The word “neutrality” is taking on new meaning.

A long-awaited report on the role of the six so-called neutral nations in the Nazi war effort details trade in vital war materiel — iron ore, ball bearings, tungsten, timing devices and anti-aircraft guns — by Sweden, Portugal, Spain, Turkey, Argentina and Switzerland.

Each of those nations “made a substantial contribution to the economic foundations of the Nazi war effort,” says a U.S. State Department report that was detailed in a Bulletin article last week.

The six nations’ neutrality, it turns out, was far from neutral.

Rather, those “neutral” nations became almost tantamount to being German allies. They helped keep Hitler’s deadly war machine humming along, leveling nations and lives in its wake.

Without the help of the six countries, the war might have ended a lot sooner. And many more Allied soldiers and European Jews might still be alive today.
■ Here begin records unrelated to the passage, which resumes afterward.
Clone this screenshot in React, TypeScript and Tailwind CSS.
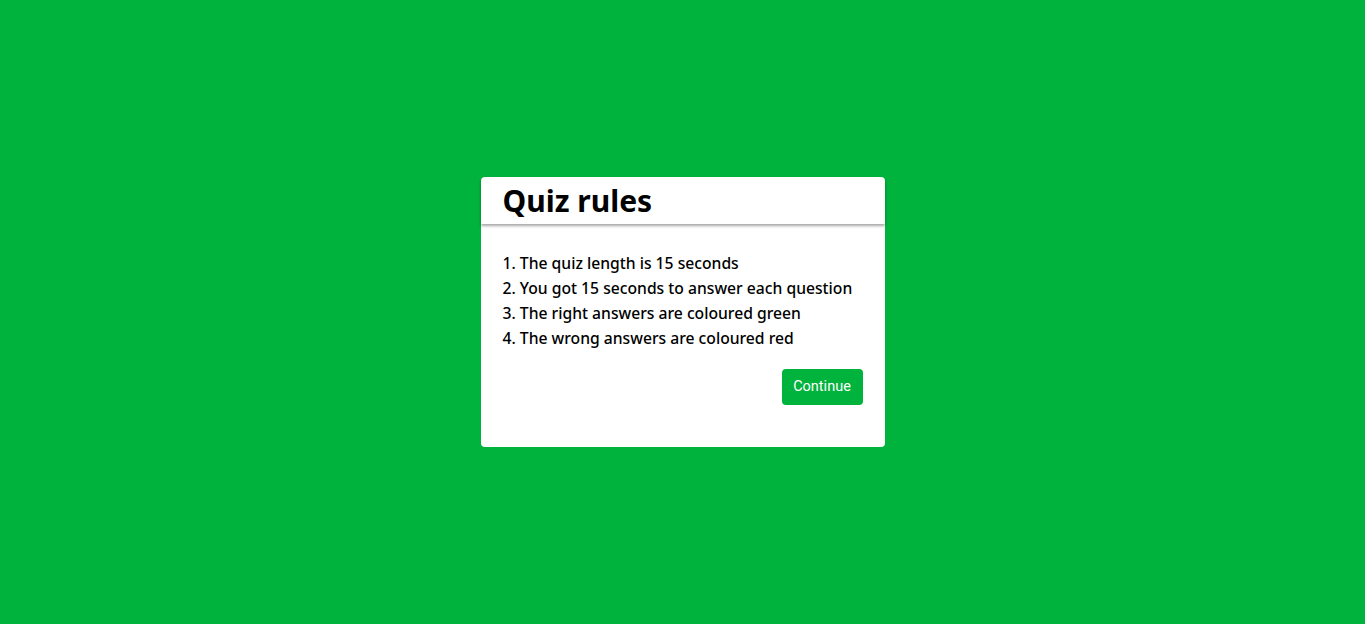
export default function App() {
  const rules = [
    "The quiz length is 15 seconds",
    "You got 15 seconds to answer each question",
    "The right answers are coloured green",
    "The wrong answers are coloured red",
  ];

  return (
    <div className="w-full h-screen bg-[#00b33c] flex items-center justify-center font-['Noto_Sans',sans-serif]">
      <div className="w-[404px] h-[270px] bg-white rounded-[4px] flex flex-col">
        <div className="h-[47px] px-[22px] flex items-center shadow-[0_2px_3px_rgba(0,0,0,0.35)] rounded-t-[4px]">
          <h1 className="text-[30px] font-bold text-black leading-none">Quiz rules</h1>
        </div>
        <div className="px-[22px] pt-[27px] flex flex-col">
          <ol className="text-[15.7px] leading-[25px] font-medium text-black">
            {rules.map((r, i) => (
              <li key={i}>
                {i + 1}. {r}
              </li>
            ))}
          </ol>
          <div className="flex justify-end mt-[18px]">
            <button className="w-[81px] h-[36px] rounded-[4px] bg-[#00b33c] text-white text-[14.5px] font-['Roboto',sans-serif]">
              Continue
            </button>
          </div>
        </div>
      </div>
    </div>
  );
}
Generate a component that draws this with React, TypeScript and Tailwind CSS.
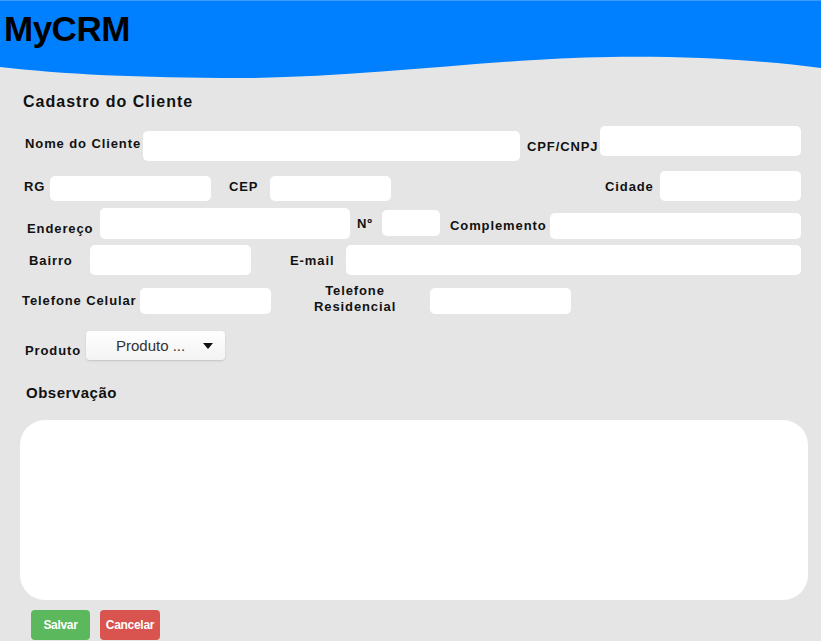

Many prisoners might have been liberated rather than sent to the gas chambers.

To be fair, the report also points out the six nations’ contributions to the Allies, mentioning that together they offered refuge to more than 250,000 Jews fleeing the Holocaust.

Those crucial life-saving efforts should never be forgotten.

Neither should the neutrals’ trade with Germany, even if such actions were, according to a State Department spokesman, “acceptable by the standards of the time.”

Now that information about the neutral nations is coming to the fore, we hope those countries will accept full responsibility for their actions and the consequences of those actions, making apologies and some sort of reparations.

And given the rapidity with which countries’ wartime complicity is now being revealed, we can only wonder: Is the information contained in the report just the tip of the iceberg?